Method	Influence	HOL	AUC
Unadjusted	0.004	-331	0.55
mSPF	0.0003	-198	0.66
Net-Only	0.001	-191	0.55
PIF-Joint	0.0006	-186	0.67

Next, we consider the average Poisson log likelihood of the held-out data under the fitted models (higher is better). As a baseline, we implemented a Poisson model that, for each held-out listen $y_{ik}$ , predicts with the Poisson rate $\frac{1}{m_i}$ , where $m_i$ is the number of songs that user i listened to in the previous time period. The held-out data has an average Poisson log likelihood of -317.8 under this baseline model. Table 3 shows that most of the compared methods perform better than the baseline, but PIF achieves the highest held-out log likelihood.

Finally, we also study the area under the receiver-operator curve

(AUC), a classification metric that ranks the predictions based on a score.

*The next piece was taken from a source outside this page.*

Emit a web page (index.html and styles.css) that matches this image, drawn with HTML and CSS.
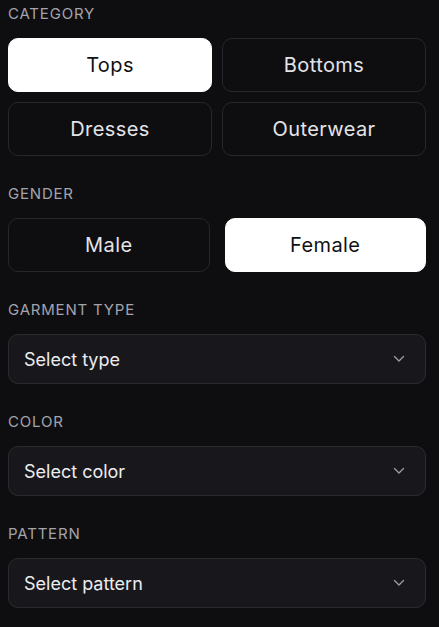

Here, we use the rate of the fitted Poisson models as a prediction score to compute the AUC for predicting whether a held-out song is listened to by a user or not. Table 3 shows that PIF achieves the highest AUC in this setting.

5. Discussion

Poisson influence factorization (PIF) estimates social influence from observed social network data and and data from a behavior of interest, such as users purchasing items. PIF uses latent variable models of such data to construct substitutes for unobserved confounders: per-person variables that affect both connections and purchases, and per-item variables that drive purchases. PIF then uses substitutes as drop-in replacements when estimating social influence. We demonstrated the accuracy of PIF for estimating social influence on semi-synthetic datasets. In Section 7.6, we analyzed the sensitivity of PIF to assumption violations. Finally, we applied PIF to study real data from Last.fm.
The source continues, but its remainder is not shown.